C’est tout d’abord l’artwork corbin qui m’a attiré. Ce grand passereau noir, compagnon idéal de la pluie, de l’hiver, du froid, a été souvent la victime expiatoire des pires maux et fragilités de nos sociétés passées, lui l’avant-courrier de la mort, le déchu, le déprécié, le malfaisant, le sale, le fourbe, le corrompu, la créature impie ; soit justement quelques traits saillants qui ont parfois collé et colle toujours au râble du Black Metal. Une telle marque visuelle suinte sur l’identité sonore de cette musique dénudée, sinueuse et, au total, très personnelle. Cette musique ne sonne en rien comme ce que l’on entend souvent, à savoir une allégeance revendiquée à ce Nord irremplaçable, le Nord scandinave. Rien de tel ici, car pour Déhà, il s’agit de déballer dans ce Drache un autre nord, « ce nord souvent oublié : la Belgique, ses mines, son froid, sa pluie, sa grisaille, sa platitude, son conformisme », tout en y inscrivant ses sentiments propres.

 

On se rend compte alors, dès le premier souffle de "Laissez-moi Seul", qu’il ne sera point besoin de palabrer de longs instants pour débusquer l’intensité et l’anxiété de cette plaque noire, qui s’articule justement autour de ces quelques mots, d’abord parlés, puis hurlés – « Laissez-moi seul » !!! –, de véritables résonances cathartiques. Quelle chair de poule provoqué par ce cri apotropaïque ! Déhà le hurle de manière si forte et itérative que cela rend joli chaque instant de solitude inviolée… Cette ambiance menaçante, épaisse et chromophobe ne s’affadit pas, lorsque approche "Extinction", le meilleur titre de l’album. Dix-huit minutes pour nous précipiter dans le spectre de ce nouveau projet, dix-huit minutes pour nous agripper les entrailles.
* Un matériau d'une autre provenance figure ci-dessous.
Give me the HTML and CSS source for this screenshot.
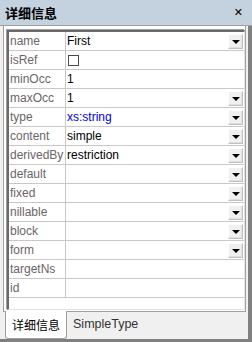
FILE: index.html
```html
<!DOCTYPE html>
<html>
<head>
<meta charset="utf-8">
<link rel="stylesheet" href="styles.css">
</head>
<body>
<div class="panel">
  <div class="title"><span class="title-text">详细信息</span><span class="close">✕</span></div>
  <div class="main">
    <div class="page">
      <div class="grid">
        <div class="row"><div class="k">name</div><div class="v"><span>First</span><span class="dd"></span></div></div>
        <div class="row"><div class="k">isRef</div><div class="v"><span class="cb"></span></div></div>
        <div class="row"><div class="k">minOcc</div><div class="v"><span>1</span></div></div>
        <div class="row"><div class="k">maxOcc</div><div class="v"><span>1</span><span class="dd"></span></div></div>
        <div class="row"><div class="k">type</div><div class="v"><span class="blue">xs:string</span><span class="dd"></span></div></div>
        <div class="row"><div class="k">content</div><div class="v"><span>simple</span><span class="dd"></span></div></div>
        <div class="row"><div class="k">derivedBy</div><div class="v"><span>restriction</span><span class="dd"></span></div></div>
        <div class="row"><div class="k">default</div><div class="v"><span class="dd"></span></div></div>
        <div class="row"><div class="k">fixed</div><div class="v"><span class="dd"></span></div></div>
        <div class="row"><div class="k">nillable</div><div class="v"><span class="dd"></span></div></div>
        <div class="row"><div class="k">block</div><div class="v"><span class="dd"></span></div></div>
        <div class="row"><div class="k">form</div><div class="v"><span class="dd"></span></div></div>
        <div class="row"><div class="k">targetNs</div><div class="v"></div></div>
        <div class="row"><div class="k">id</div><div class="v"></div></div>
      </div>
    </div>
    <div class="tabs">
      <div class="tab active">详细信息</div>
      <div class="tab">SimpleType</div>
    </div>
  </div>
</div>
</body>
</html>
```
FILE: styles.css
```css
* { box-sizing: border-box; }
html, body { margin: 0; padding: 0; }
body {
  background: #f0f0f0;
  font-family: "Liberation Sans", "Noto Sans CJK SC", sans-serif;
  font-size: 12px;
  color: #000;
}
.panel {
  width: 252px;
  height: 342px;
  display: flex;
  flex-direction: column;
  overflow: hidden;
}
.title {
  height: 26px;
  flex: none;
  background: #c4d1de;
  border-bottom: 1px solid #a0a0a0;
  display: flex;
  align-items: center;
  justify-content: space-between;
  padding: 0 9px 0 5px;
}
.title-text {
  font-family: "Noto Sans CJK SC", sans-serif;
  font-weight: bold;
  font-size: 13px;
}
.close {
  font-family: "DejaVu Sans", sans-serif;
  font-size: 11px;
  font-weight: bold;
}
.main {
  flex: 1;
  display: flex;
  flex-direction: column;
  padding: 0 2px 0 3px;
  border-right: 4px solid #808080;
  border-bottom: 3px solid #808080;
  min-height: 0;
}
.page {
  flex: 1;
  background: #fff;
  border-left: 1px solid #a0a0a0;
  border-right: 1px solid #a0a0a0;
  border-bottom: 1px solid #a0a0a0;
  padding: 4px 0 1px 3px;
  display: flex;
  flex-direction: column;
  min-height: 0;
}
.grid {
  flex: 1;
  border-top: 2px solid #696969;
  border-left: 2px solid #696969;
  border-right: 1px solid #e3e3e3;
  border-bottom: 1px solid #e3e3e3;
  box-shadow: -1px -1px 0 #a0a0a0;
  display: flex;
  flex-direction: column;
}
.row {
  height: 19px;
  flex: none;
  display: flex;
  border-bottom: 1px solid #c8c8c8;
}
.k {
  width: 57px;
  flex: none;
  border-right: 1px solid #c8c8c8;
  padding-left: 1px;
  color: #6b6468;
  line-height: 18px;
  white-space: nowrap;
  overflow: hidden;
}
.v {
  flex: 1;
  display: flex;
  align-items: center;
  justify-content: space-between;
  padding: 0 1px 0 1px;
  line-height: 18px;
}
.blue { color: #0000ff; }
.dd {
  width: 15px;
  height: 15px;
  margin-left: auto;
  background: #f0f0f0;
  border: 1px solid #c0c0c0;
  border-top-color: #fff;
  border-left-color: #fff;
  box-shadow: inset -1px -1px 0 #e0e0e0;
  position: relative;
}
.dd::after {
  content: "";
  position: absolute;
  left: 3px;
  top: 5px;
  border-left: 4px solid transparent;
  border-right: 4px solid transparent;
  border-top: 4px solid #000;
}
.cb {
  width: 11px;
  height: 11px;
  border: 1px solid #4a4a4a;
  background: #fff;
  margin-left: 1px;
}
.tabs {
  height: 28px;
  flex: none;
  display: flex;
  align-items: flex-start;
  padding-left: 2px;
  margin-top: -1px;
}
.tab {
  height: 26px;
  line-height: 26px;
  padding: 0 6px;
  color: #333;
  font-size: 12.5px;
}
.tab.active {
  background: #fff;
  color: #000;
  height: 28px;
  line-height: 27px;
  font-family: "Noto Sans CJK SC", sans-serif;
  font-size: 12px;
  border: 1px solid #a0a0a0;
  border-top: none;
  border-radius: 0 0 3px 3px;
}
```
Et rien de mieux que d’être soutenu dans ce dessein funeste par la voix sinistre de Brouillard, derrière laquelle se cache … Marie de Transcendance et avec laquelle une premier split album avait déjà vu le jour en avril dernier. Ici le Noir, trop souvent associé aux temps d’affliction et de pénitence, est beau ; le Noir est intense ; le Noir est épique.

 

Les dernières minutes portées par l’insertion de plus en plus franche dans le mix de la guitare sèche, telle une mince éclaircie, nous offrent un sursis à notre tristesse. Mieux elles créent une jolie bulle introspective.  Ce répit se poursuit d’ailleurs au début du morceau "Une Cellule Vide", où un autre guest de marque est à l’œuvre au chant : Corvus von Burtle (Wolvennest, Aerdryk, The Nest). Jusqu’à la fin de l’album et son ultime souffle "Souvenirs et Hivers", la trame demeure solidement ancrée : un riffing répétitif et crépusculaire au service d’une mélodie so(m)bre, des lignes de batterie entêtantes et bien en chair (pas de drums programmées ici) et un croassement mis légèrement en retrait dans le mix final pour en révéler toute la profondeur.

 

En fin de compte, après tant de créations et de collaborations, et si, ET SI ?, avec De Mauvaise Augure de Drache, nous tenions enfin là, entre nos mains et nos esgourdes, l’ultime objet musical de Déhà, celui-là même qu’il a si ardemment souhaité créer depuis le début de sa carrière… L’ultime, le plus abouti, le plus personnel peut-être bien, mais certainement pas le dernier !

photo de Seisachtheion
le 25/10/2022

3 COMMENTAIRES

Moland

Moland le 25/10/2022 à 08:14:54

Tu allèches. J'ai tellement adeuré The Nest, même si ici, ça n'a visiblement rien à voir. Belle chronique. 

Xuaterc

Xuaterc le 25/10/2022 à 16:47:07

Froid et implacable comme la pluie du Chnord

AdicTo

AdicTo le 28/10/2022 à 05:13:36

Merci pour la découverte :-)

Du coup j’ai aussi pris l’album de VERTIGE sorti plus tôt dans l’année. Très bon aussi.